Background information
- Born: Dina Koutsouflakis Toronto, Ontario, Canada
- Genres: Eclectic R&B, Pop
- Occupations: Singer, Songwriter, Producer, Director, Visual Artist
- Website: https://www.storrymusic.com

= Storry (musician) =

Dina Koutsouflakis, known professionally as Storry, is a Canadian singer, songwriter, producer, director, and visual artist. She is a two-time Juno Award nominee, receiving nods for Reggae Recording of the Year at the Juno Awards of 2020 for her single "Another Man", and for Adult Contemporary Album of the Year for her album CH III: The Come Up.

==Life and career==
Dina Koutsouflakis was born in Canada to Lebanese and Greek parents. Raised in the Rexdale neighbourhood of Toronto, Ontario, she studied opera at Vanier College and shortly at the University of Toronto. At university she was in an abusive relationship, and after studying yoga in India turned to music.
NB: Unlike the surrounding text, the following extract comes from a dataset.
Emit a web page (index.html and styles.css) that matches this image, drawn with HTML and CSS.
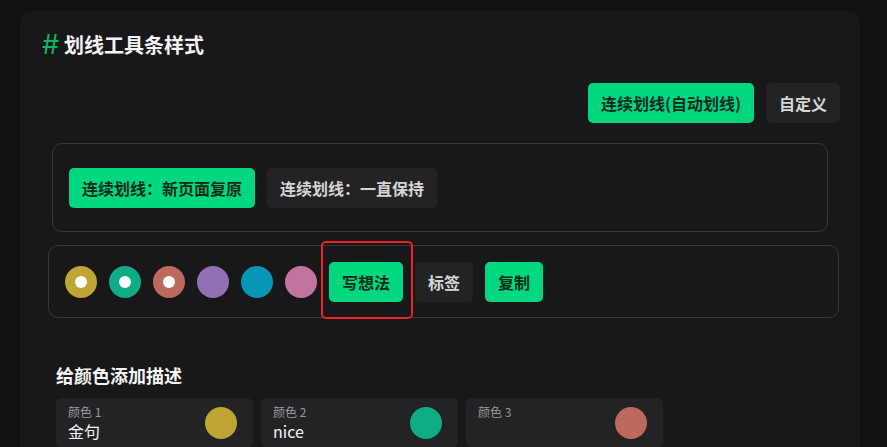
FILE: index.html
```html
<!DOCTYPE html>
<html>

<head>
  <meta charset="utf-8">
  <meta name="viewport" content="width=device-width">
  <title>划线工具条样式</title>

  <link rel="stylesheet" href="styles.css">
</head>

<body>
  <main class="panel">
    <h2 class="title"><span class="hash">#</span>划线工具条样式</h2>

    <section class="mode-row">
      <button class="btn green">连续划线(自动划线)</button>
      <button class="btn">自定义</button>
    </section>

    <section class="box box-mode">
      <button class="btn green">连续划线：新页面复原</button>
      <button class="btn">连续划线：一直保持</button>
    </section>

    <section class="box box-bar">
      <span class="dot gold selected"></span>
      <span class="dot teal selected"></span>
      <span class="dot salmon selected"></span>
      <span class="dot purple"></span>
      <span class="dot blue"></span>
      <span class="dot pink"></span>
      <button class="btn green marked">写想法</button>
      <button class="btn">标签</button>
      <button class="btn green">复制</button>
    </section>

    <h3 class="subtitle">给颜色添加描述</h3>

    <section class="cards">
      <div class="card">
        <div class="card-text">
          <div class="card-label">颜色 1</div>
          <div class="card-value">金句</div>
        </div>
        <span class="dot gold"></span>
      </div>
      <div class="card">
        <div class="card-text">
          <div class="card-label">颜色 2</div>
          <div class="card-value">nice</div>
        </div>
        <span class="dot teal"></span>
      </div>
      <div class="card">
        <div class="card-text">
          <div class="card-label">颜色 3</div>
          <div class="card-value"></div>
        </div>
        <span class="dot salmon"></span>
      </div>
    </section>
  </main>
</body>

</html>
```

FILE: styles.css
```css
* {
  box-sizing: border-box;
}

body {
  margin: 0;
  background-color: #111112;
  font-family: "Noto Sans CJK SC", "Noto Sans", sans-serif;
  color: #f2f2f2;
  height: 447px;
  overflow: hidden;
}

.panel {
  margin: 11px 0 0 20px;
  width: 840px;
  height: 436px;
  overflow: hidden;
  background-color: #18181a;
  border-radius: 12px 12px 0 0;
  padding: 20px 20px 0 0;
}

.title {
  display: flex;
  align-items: center;
  height: 28px;
  margin: 0 0 0 22px;
  font-size: 20px;
  line-height: 28px;
  font-weight: bold;
  color: #f4f4f4;
}

.hash {
  color: #12b35d;
  font-weight: normal;
  font-size: 27px;
  font-family: Inter, "Noto Sans", sans-serif;
  margin-right: 5px;
}

.mode-row {
  display: flex;
  justify-content: flex-end;
  gap: 12px;
  margin-top: 24px;
}

.btn {
  height: 40px;
  padding: 0 13px;
  border: none;
  border-radius: 5px;
  background-color: #232325;
  color: #d6d6d6;
  font-family: inherit;
  font-size: 16px;
  font-weight: bold;
  line-height: 40px;
}

.btn.green {
  background-color: #00d77f;
  color: #0b2a1b;
}

.box {
  display: flex;
  align-items: center;
  gap: 12px;
  border: 1px solid #38383b;
  border-radius: 10px;
}

.box-mode {
  margin: 20px 12px 0 32px;
  padding: 24px 16px 23px;
}

.box-bar {
  margin: 13px 1px 0 28px;
  padding: 16px 16px 15px;
}

.dot {
  width: 32px;
  height: 32px;
  border-radius: 50%;
  flex-shrink: 0;
  display: flex;
  align-items: center;
  justify-content: center;
}

.dot.selected::after {
  content: "";
  width: 12px;
  height: 12px;
  border-radius: 50%;
  background-color: #fff;
}

.gold { background-color: #bea534; }
.teal { background-color: #0ead86; }
.salmon { background-color: #bd6a5e; }
.purple { background-color: #9270b6; }
.blue { background-color: #0896b8; }
.pink { background-color: #c274a0; }

.marked {
  position: relative;
}

.marked::after {
  content: "";
  position: absolute;
  top: -21px;
  bottom: -17px;
  left: -8px;
  right: -10px;
  border: 2px solid #ec2424;
  border-radius: 5px;
}

.subtitle {
  margin: 44px 0 0 36px;
  font-size: 18px;
  line-height: 26px;
  font-weight: bold;
  color: #f4f4f4;
}

.cards {
  display: flex;
  gap: 8px;
  margin: 10px 0 0 36px;
}

.card {
  width: 197px;
  display: flex;
  align-items: center;
  justify-content: space-between;
  padding: 6px 16px 6px 12px;
  background-color: #232325;
  border-radius: 6px;
}

.card-label {
  font-size: 12px;
  line-height: 16px;
  color: #9a9a9c;
}

.card-value {
  font-size: 16px;
  line-height: 22px;
  height: 22px;
  color: #f4f4f4;
}
```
She released CH III: The Come Up, her debut concept album, in February 2020, and followed up in September with the EP Interlude-19.

In 2024, she auditioned for the thirteenth series of The Voice UK. All four coaches, will.i.am, LeAnn Rimes, Tom Jones, and Tom & Danny, "turned their chairs" and expressed interest in working with her. She ultimately chose to be on Team will.i.am. She made it to the finale where she finished as a runner-up.